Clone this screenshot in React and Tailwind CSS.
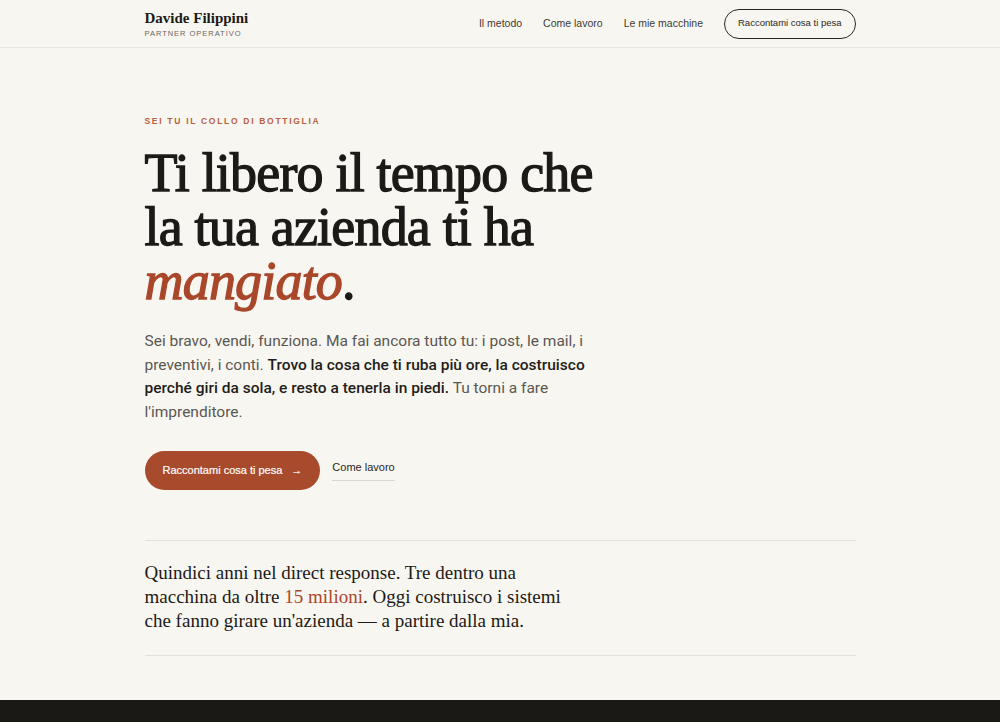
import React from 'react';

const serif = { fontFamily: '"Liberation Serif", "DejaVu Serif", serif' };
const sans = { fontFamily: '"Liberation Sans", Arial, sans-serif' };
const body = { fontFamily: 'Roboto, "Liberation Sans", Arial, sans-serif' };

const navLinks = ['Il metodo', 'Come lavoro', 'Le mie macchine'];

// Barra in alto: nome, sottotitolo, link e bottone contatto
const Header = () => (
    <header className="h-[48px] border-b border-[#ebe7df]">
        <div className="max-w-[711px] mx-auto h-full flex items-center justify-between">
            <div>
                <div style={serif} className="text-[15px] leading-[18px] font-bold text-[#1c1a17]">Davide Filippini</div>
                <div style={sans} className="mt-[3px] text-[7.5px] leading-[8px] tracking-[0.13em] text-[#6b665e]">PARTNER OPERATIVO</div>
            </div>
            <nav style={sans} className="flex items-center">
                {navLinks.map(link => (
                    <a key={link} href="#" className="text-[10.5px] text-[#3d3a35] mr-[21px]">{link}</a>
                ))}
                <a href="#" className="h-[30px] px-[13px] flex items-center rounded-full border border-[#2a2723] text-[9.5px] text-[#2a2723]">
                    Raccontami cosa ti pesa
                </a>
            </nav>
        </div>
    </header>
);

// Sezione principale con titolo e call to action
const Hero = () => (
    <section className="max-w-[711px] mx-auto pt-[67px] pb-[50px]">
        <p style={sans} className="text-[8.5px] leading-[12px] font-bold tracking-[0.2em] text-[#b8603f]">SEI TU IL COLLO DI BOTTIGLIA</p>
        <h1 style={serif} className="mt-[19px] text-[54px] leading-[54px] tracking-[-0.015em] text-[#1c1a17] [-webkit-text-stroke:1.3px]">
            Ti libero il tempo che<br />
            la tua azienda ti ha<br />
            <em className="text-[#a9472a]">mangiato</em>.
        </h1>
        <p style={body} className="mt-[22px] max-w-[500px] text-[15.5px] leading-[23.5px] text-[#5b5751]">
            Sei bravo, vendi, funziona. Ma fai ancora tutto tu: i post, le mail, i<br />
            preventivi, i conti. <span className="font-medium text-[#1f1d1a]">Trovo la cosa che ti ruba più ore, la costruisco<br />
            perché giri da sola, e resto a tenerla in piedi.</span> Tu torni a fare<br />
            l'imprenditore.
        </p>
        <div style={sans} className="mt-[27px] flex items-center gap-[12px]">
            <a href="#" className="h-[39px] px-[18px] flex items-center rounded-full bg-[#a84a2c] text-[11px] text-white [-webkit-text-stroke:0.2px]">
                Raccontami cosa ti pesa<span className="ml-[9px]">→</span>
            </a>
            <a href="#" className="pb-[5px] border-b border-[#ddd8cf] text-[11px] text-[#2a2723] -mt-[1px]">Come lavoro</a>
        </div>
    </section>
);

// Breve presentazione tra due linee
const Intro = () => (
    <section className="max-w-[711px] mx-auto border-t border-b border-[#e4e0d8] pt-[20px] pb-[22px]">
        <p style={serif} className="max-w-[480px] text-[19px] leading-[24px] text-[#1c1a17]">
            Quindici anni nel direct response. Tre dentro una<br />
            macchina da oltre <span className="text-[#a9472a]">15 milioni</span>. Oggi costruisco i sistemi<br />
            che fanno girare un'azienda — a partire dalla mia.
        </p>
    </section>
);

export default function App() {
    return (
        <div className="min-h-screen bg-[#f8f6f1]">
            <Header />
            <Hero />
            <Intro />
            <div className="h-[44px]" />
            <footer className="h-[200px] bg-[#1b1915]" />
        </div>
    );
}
--*--
[Objective]
Print the complete listing exactly, apart from any pictures.

[Result of the exercise]
Clone this screenshot in React and Tailwind CSS.
import React from 'react';

const serif = { fontFamily: '"Liberation Serif", "DejaVu Serif", serif' };
const sans = { fontFamily: '"Liberation Sans", Arial, sans-serif' };
const body = { fontFamily: 'Roboto, "Liberation Sans", Arial, sans-serif' };

const navLinks = ['Il metodo', 'Come lavoro', 'Le mie macchine'];

// Barra in alto: nome, sottotitolo, link e bottone contatto
const Header = () => (
    <header className="h-[48px] border-b border-[#ebe7df]">
        <div className="max-w-[711px] mx-auto h-full flex items-center justify-between">
            <div>
                <div style={serif} className="text-[15px] leading-[18px] font-bold text-[#1c1a17]">Davide Filippini</div>
                <div style={sans} className="mt-[3px] text-[7.5px] leading-[8px] tracking-[0.13em] text-[#6b665e]">PARTNER OPERATIVO</div>
            </div>
            <nav style={sans} className="flex items-center">
                {navLinks.map(link => (
                    <a key={link} href="#" className="text-[10.5px] text-[#3d3a35] mr-[21px]">{link}</a>
                ))}
                <a href="#" className="h-[30px] px-[13px] flex items-center rounded-full border border-[#2a2723] text-[9.5px] text-[#2a2723]">
                    Raccontami cosa ti pesa
                </a>
            </nav>
        </div>
    </header>
);

// Sezione principale con titolo e call to action
const Hero = () => (
    <section className="max-w-[711px] mx-auto pt-[67px] pb-[50px]">
        <p style={sans} className="text-[8.5px] leading-[12px] font-bold tracking-[0.2em] text-[#b8603f]">SEI TU IL COLLO DI BOTTIGLIA</p>
        <h1 style={serif} className="mt-[19px] text-[54px] leading-[54px] tracking-[-0.015em] text-[#1c1a17] [-webkit-text-stroke:1.3px]">
            Ti libero il tempo che<br />
            la tua azienda ti ha<br />
            <em className="text-[#a9472a]">mangiato</em>.
        </h1>
        <p style={body} className="mt-[22px] max-w-[500px] text-[15.5px] leading-[23.5px] text-[#5b5751]">
            Sei bravo, vendi, funziona. Ma fai ancora tutto tu: i post, le mail, i<br />
            preventivi, i conti. <span className="font-medium text-[#1f1d1a]">Trovo la cosa che ti ruba più ore, la costruisco<br />
            perché giri da sola, e resto a tenerla in piedi.</span> Tu torni a fare<br />
            l'imprenditore.
        </p>
        <div style={sans} className="mt-[27px] flex items-center gap-[12px]">
            <a href="#" className="h-[39px] px-[18px] flex items-center rounded-full bg-[#a84a2c] text-[11px] text-white [-webkit-text-stroke:0.2px]">
                Raccontami cosa ti pesa<span className="ml-[9px]">→</span>
            </a>
            <a href="#" className="pb-[5px] border-b border-[#ddd8cf] text-[11px] text-[#2a2723] -mt-[1px]">Come lavoro</a>
        </div>
    </section>
);

// Breve presentazione tra due linee
const Intro = () => (
    <section className="max-w-[711px] mx-auto border-t border-b border-[#e4e0d8] pt-[20px] pb-[22px]">
        <p style={serif} className="max-w-[480px] text-[19px] leading-[24px] text-[#1c1a17]">
            Quindici anni nel direct response. Tre dentro una<br />
            macchina da oltre <span className="text-[#a9472a]">15 milioni</span>. Oggi costruisco i sistemi<br />
            che fanno girare un'azienda — a partire dalla mia.
        </p>
    </section>
);

export default function App() {
    return (
        <div className="min-h-screen bg-[#f8f6f1]">
            <Header />
            <Hero />
            <Intro />
            <div className="h-[44px]" />
            <footer className="h-[200px] bg-[#1b1915]" />
        </div>
    );
}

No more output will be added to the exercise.